____ DATA PROVIDED

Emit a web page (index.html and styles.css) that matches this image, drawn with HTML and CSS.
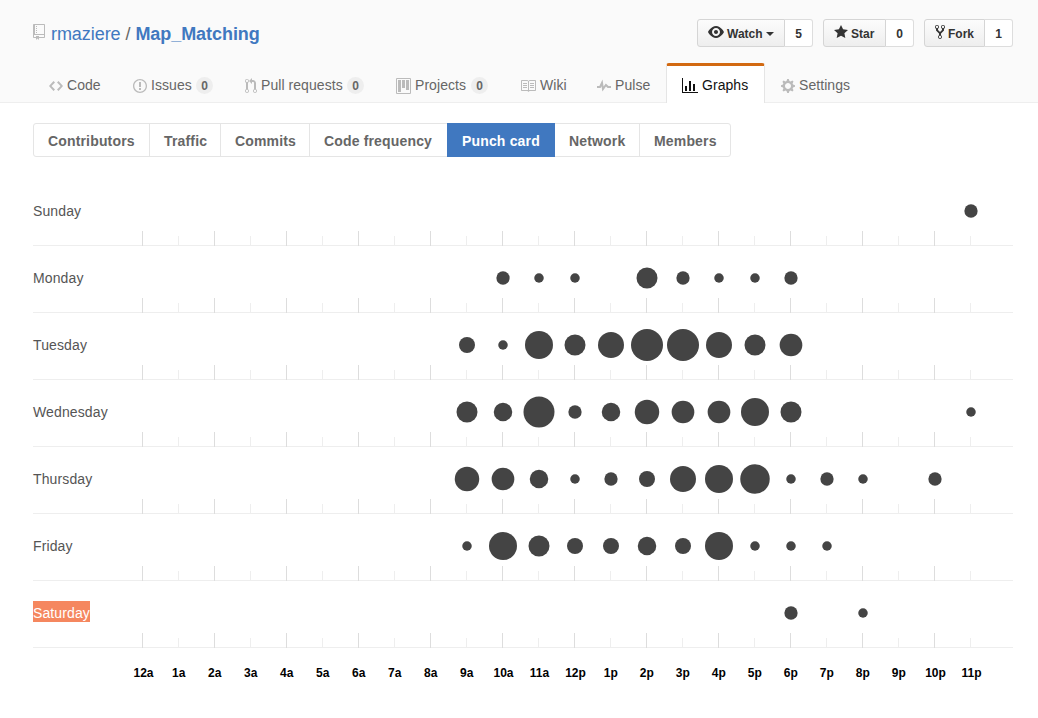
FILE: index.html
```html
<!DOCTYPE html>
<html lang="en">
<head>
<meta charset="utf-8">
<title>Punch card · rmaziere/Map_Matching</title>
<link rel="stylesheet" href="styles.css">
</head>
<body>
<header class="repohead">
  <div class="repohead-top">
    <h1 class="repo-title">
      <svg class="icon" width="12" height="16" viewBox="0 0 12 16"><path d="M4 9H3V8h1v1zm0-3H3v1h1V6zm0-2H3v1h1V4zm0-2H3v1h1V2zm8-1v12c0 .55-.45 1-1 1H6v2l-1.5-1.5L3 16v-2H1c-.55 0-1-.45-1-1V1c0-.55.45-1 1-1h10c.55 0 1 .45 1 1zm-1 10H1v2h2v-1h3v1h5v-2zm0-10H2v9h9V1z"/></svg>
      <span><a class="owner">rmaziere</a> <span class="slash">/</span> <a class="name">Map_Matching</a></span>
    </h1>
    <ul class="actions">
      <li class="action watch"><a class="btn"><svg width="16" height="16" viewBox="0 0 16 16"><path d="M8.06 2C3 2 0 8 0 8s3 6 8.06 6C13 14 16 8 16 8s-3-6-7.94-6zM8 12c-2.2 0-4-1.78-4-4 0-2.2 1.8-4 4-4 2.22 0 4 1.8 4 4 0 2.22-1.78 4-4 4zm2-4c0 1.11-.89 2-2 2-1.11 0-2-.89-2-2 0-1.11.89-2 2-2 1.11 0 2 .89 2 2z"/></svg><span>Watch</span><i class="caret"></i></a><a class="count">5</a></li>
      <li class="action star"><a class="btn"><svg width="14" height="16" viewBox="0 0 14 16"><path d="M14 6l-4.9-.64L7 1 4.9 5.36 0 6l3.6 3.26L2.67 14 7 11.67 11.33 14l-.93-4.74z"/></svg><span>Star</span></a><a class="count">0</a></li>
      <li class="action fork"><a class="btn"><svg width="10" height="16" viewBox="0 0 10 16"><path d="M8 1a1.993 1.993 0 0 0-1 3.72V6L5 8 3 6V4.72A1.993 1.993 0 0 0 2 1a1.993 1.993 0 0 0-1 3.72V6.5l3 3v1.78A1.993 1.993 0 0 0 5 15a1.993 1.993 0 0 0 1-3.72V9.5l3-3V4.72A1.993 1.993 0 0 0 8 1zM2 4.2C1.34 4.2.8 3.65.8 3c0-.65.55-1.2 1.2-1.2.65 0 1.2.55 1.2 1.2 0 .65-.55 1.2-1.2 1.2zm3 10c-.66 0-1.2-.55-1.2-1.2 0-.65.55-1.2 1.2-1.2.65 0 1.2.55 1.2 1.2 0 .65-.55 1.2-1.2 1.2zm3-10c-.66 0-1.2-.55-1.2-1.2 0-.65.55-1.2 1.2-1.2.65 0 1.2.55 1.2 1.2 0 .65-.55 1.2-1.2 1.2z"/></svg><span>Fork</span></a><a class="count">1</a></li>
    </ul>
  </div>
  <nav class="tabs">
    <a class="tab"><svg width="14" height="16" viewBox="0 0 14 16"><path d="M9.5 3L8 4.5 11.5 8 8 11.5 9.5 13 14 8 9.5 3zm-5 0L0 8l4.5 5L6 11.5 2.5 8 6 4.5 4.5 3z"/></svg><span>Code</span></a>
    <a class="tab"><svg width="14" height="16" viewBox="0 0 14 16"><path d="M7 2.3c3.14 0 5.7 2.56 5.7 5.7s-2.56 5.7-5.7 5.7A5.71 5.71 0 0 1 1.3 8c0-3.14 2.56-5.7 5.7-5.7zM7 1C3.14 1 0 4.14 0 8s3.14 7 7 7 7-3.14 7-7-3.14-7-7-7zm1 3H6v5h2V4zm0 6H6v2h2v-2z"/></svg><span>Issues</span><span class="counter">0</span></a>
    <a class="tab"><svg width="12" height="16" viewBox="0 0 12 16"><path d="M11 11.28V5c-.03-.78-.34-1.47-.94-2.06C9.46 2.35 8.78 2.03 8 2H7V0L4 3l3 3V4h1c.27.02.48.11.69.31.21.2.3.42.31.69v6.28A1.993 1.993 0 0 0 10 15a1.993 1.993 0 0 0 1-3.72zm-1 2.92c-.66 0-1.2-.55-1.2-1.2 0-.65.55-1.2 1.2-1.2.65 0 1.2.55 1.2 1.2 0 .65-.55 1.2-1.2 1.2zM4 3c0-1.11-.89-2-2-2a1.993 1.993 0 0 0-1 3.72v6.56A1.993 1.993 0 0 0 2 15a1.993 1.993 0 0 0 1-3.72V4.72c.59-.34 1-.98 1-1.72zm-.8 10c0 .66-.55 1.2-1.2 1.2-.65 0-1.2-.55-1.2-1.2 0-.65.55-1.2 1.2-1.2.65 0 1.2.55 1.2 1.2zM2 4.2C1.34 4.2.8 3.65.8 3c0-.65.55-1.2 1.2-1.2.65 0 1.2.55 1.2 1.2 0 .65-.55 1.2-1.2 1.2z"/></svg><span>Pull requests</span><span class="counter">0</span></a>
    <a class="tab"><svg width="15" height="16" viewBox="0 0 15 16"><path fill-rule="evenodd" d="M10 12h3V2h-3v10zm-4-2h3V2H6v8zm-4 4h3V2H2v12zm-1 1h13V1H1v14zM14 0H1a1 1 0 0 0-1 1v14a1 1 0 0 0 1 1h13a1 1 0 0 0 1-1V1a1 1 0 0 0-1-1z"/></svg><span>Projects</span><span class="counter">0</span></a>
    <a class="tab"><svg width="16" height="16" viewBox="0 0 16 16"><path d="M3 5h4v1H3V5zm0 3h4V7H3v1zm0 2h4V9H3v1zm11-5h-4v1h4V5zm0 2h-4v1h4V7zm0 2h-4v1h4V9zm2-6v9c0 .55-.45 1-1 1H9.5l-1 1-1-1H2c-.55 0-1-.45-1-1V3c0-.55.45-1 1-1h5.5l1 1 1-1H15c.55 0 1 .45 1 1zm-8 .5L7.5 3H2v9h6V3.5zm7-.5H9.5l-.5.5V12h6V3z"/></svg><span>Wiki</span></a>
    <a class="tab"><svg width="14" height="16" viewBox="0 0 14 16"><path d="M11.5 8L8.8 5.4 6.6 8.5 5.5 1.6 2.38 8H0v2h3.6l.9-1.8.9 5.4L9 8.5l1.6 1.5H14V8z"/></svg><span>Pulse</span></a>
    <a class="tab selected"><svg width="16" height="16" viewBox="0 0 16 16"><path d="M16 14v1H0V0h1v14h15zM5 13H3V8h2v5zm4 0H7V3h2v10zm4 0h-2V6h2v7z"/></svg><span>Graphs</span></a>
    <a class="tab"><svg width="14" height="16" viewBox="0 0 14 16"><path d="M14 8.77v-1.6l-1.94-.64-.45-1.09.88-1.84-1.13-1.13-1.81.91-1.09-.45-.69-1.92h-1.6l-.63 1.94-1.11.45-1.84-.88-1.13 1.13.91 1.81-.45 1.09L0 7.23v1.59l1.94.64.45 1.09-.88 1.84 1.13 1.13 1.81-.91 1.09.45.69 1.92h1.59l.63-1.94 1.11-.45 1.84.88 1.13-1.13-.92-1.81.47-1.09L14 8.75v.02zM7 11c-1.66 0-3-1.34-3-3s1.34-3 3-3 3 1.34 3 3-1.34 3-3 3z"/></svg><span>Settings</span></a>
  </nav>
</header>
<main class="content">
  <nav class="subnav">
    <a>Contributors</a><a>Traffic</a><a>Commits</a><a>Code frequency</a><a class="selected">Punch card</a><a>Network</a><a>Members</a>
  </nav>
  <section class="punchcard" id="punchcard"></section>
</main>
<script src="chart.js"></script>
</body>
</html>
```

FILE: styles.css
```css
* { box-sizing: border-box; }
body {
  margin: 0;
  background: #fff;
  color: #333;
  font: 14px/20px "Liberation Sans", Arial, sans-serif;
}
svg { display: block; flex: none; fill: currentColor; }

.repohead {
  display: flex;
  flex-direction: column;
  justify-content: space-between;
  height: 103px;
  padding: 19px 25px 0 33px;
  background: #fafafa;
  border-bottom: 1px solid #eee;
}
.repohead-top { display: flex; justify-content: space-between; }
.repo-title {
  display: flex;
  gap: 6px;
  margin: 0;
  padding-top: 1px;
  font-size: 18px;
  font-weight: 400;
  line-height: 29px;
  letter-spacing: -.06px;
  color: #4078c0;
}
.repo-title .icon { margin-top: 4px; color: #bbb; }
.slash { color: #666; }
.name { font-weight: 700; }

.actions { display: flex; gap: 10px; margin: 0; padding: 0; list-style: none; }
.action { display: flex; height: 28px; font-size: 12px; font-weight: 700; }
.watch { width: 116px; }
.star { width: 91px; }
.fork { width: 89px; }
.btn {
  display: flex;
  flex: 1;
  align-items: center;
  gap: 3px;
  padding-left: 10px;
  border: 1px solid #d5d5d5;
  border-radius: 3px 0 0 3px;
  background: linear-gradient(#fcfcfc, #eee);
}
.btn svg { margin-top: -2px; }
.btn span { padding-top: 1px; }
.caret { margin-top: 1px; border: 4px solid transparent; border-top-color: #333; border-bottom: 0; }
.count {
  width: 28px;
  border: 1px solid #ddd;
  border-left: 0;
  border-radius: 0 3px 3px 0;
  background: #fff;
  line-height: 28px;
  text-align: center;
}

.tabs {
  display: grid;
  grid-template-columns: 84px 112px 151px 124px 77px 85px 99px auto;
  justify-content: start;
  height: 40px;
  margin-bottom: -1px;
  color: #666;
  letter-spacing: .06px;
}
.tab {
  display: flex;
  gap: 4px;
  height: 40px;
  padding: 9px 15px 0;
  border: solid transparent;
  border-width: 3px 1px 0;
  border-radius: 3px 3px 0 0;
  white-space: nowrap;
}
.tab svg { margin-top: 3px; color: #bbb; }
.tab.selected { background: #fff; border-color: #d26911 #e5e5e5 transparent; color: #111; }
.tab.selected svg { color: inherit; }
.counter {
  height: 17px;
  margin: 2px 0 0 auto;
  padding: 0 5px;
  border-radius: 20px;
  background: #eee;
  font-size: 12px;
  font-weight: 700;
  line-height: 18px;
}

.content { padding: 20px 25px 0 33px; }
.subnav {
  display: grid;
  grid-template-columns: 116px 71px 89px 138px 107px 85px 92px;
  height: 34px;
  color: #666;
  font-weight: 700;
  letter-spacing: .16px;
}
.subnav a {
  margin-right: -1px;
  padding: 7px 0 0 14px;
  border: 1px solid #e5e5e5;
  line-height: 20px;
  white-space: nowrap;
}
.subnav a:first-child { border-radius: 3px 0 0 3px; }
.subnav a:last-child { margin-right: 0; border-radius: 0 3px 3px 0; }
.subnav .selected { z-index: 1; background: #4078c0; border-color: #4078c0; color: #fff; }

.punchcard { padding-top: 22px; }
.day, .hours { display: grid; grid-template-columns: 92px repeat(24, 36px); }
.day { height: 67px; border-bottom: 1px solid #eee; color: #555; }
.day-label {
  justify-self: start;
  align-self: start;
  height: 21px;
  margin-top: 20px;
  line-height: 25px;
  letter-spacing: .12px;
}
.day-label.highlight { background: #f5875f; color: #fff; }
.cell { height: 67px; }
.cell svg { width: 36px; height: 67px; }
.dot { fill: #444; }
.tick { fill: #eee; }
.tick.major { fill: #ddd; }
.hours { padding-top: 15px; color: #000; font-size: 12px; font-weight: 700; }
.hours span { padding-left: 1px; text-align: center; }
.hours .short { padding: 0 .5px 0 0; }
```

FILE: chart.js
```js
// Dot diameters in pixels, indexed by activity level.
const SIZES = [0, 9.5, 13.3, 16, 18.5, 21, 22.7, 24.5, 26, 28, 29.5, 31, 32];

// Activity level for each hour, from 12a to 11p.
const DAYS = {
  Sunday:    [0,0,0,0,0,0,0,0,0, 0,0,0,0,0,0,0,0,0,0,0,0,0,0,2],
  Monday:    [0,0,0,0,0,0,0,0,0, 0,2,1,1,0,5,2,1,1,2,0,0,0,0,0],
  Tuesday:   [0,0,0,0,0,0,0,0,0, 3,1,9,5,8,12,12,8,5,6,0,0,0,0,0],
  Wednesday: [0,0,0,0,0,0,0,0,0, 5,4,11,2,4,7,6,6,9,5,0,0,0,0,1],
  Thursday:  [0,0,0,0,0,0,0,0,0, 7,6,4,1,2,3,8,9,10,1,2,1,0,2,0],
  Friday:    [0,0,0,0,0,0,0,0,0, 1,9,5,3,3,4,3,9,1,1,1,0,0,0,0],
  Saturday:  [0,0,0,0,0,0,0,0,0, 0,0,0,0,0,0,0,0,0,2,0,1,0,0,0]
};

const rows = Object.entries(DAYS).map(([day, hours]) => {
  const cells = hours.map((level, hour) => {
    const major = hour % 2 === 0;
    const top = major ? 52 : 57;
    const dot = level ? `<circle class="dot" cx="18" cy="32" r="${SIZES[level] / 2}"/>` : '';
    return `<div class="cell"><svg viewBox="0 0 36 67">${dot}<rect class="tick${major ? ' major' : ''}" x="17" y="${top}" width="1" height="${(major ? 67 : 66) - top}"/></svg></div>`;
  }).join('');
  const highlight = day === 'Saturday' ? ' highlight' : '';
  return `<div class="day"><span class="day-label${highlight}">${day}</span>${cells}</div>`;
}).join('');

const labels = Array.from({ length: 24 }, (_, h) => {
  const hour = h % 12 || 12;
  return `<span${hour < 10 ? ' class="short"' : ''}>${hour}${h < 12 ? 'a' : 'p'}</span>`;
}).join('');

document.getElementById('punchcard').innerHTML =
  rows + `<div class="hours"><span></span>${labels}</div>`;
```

________

Keep only the lines that hold the string "styles", and copy them out.

SOLVED PROBLEM:
Emit a web page (index.html and styles.css) that matches this image, drawn with HTML and CSS.
<link rel="stylesheet" href="styles.css">
FILE: styles.css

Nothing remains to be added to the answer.